En 1992 todos los colombianos teníamos la impresión de haber vivido toda la vida en medio de la violencia y las únicas discusiones serias eran sobre si había sido peor la que vivieron nuestros padres en la década de 1950 o si era peor la que padecíamos, ellos y nosotros sus hijos, en la década de 1980. Los colombianos vivíamos entre la resistencia a la violencia, la adaptación al poder del narcotráfico y de las guerrillas y milicias, el disgusto por el abuso y la ineficiencia de la fuerza pública. Una mezcla de aturdimiento moral, esfuerzo institucional por rehacer el país y emergencia generalizada buscando soluciones.

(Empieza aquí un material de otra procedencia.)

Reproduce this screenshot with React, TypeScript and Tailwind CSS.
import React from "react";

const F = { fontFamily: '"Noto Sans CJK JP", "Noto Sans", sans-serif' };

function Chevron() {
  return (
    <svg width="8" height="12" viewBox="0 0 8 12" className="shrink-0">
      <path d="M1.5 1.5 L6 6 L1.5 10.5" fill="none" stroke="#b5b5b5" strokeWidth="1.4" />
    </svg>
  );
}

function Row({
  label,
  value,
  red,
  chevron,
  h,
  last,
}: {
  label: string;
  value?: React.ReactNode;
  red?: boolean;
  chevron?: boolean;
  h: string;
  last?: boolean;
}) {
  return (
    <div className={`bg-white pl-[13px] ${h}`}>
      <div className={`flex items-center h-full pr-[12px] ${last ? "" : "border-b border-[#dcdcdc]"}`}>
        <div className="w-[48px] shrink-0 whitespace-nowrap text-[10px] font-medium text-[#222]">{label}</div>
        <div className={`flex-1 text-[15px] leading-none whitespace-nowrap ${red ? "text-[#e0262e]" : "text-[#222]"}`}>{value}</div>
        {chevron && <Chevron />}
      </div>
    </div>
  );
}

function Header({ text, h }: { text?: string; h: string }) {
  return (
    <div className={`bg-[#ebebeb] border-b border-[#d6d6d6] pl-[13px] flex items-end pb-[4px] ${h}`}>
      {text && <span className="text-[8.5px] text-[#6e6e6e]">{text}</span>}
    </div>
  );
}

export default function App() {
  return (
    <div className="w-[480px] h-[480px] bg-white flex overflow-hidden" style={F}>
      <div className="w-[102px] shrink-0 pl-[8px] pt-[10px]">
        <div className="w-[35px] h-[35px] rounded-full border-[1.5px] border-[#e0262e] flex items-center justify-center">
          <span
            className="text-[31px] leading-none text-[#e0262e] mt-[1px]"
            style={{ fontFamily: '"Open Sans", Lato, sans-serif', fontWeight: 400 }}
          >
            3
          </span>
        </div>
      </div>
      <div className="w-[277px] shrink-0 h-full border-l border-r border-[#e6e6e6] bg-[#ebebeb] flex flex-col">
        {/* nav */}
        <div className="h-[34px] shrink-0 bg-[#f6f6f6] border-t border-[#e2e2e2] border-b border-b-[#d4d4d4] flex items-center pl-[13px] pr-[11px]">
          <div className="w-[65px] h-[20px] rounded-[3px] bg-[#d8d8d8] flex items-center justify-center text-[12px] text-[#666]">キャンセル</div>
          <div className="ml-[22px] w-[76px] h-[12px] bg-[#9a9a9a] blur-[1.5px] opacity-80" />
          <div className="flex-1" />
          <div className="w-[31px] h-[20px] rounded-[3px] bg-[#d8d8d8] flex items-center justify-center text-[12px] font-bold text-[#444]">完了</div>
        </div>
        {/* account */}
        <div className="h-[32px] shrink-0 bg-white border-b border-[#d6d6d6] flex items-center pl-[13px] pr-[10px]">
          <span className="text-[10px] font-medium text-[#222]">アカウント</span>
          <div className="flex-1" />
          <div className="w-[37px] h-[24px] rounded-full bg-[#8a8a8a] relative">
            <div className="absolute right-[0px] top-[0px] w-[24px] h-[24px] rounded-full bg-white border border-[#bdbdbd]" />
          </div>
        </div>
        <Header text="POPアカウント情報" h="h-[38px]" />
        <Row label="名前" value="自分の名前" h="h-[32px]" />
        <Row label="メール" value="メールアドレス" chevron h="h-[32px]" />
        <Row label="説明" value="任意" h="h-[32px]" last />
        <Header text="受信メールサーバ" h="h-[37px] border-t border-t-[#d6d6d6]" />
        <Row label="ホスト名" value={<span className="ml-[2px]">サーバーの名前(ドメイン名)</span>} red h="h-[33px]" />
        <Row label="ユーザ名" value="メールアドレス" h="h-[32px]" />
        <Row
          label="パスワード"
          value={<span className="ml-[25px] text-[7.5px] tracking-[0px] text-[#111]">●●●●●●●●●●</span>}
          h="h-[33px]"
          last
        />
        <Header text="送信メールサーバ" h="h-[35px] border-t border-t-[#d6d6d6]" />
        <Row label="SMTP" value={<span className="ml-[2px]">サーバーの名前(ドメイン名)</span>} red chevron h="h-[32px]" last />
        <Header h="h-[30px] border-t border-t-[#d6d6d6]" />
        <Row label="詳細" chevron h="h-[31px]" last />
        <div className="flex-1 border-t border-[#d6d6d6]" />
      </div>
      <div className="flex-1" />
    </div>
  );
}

En 2001 los estadounidenses perdieron la inocencia creada por la ideología puritana y la promesa fundacional de construir un país al que no llegara la maldad propia de la vida europea. La creencia en la bondad natural de los seres humanos armonizaba las raíces religiosas de los pioneros y el pensamiento ilustrado de los dirigentes de la revolución americana. El ataque a las Torres Gemelas sacudió los imaginarios antropológicos y éticos del pueblo estadounidense hasta el punto de que su "descubrimiento de la maldad" tal vez pueda datarse en esa fecha.
No hay marchas atrás: una vez perdida la inocencia, resulta contraproducente tratar de pensar un mundo sin violencia; una vez recuperada la confianza en el poder del Estado, carece de sentido creer que vivimos en el infierno. Tal vez necesitemos crear una nueva mentalidad para entender la muerte violenta como parte de la situación contemporánea.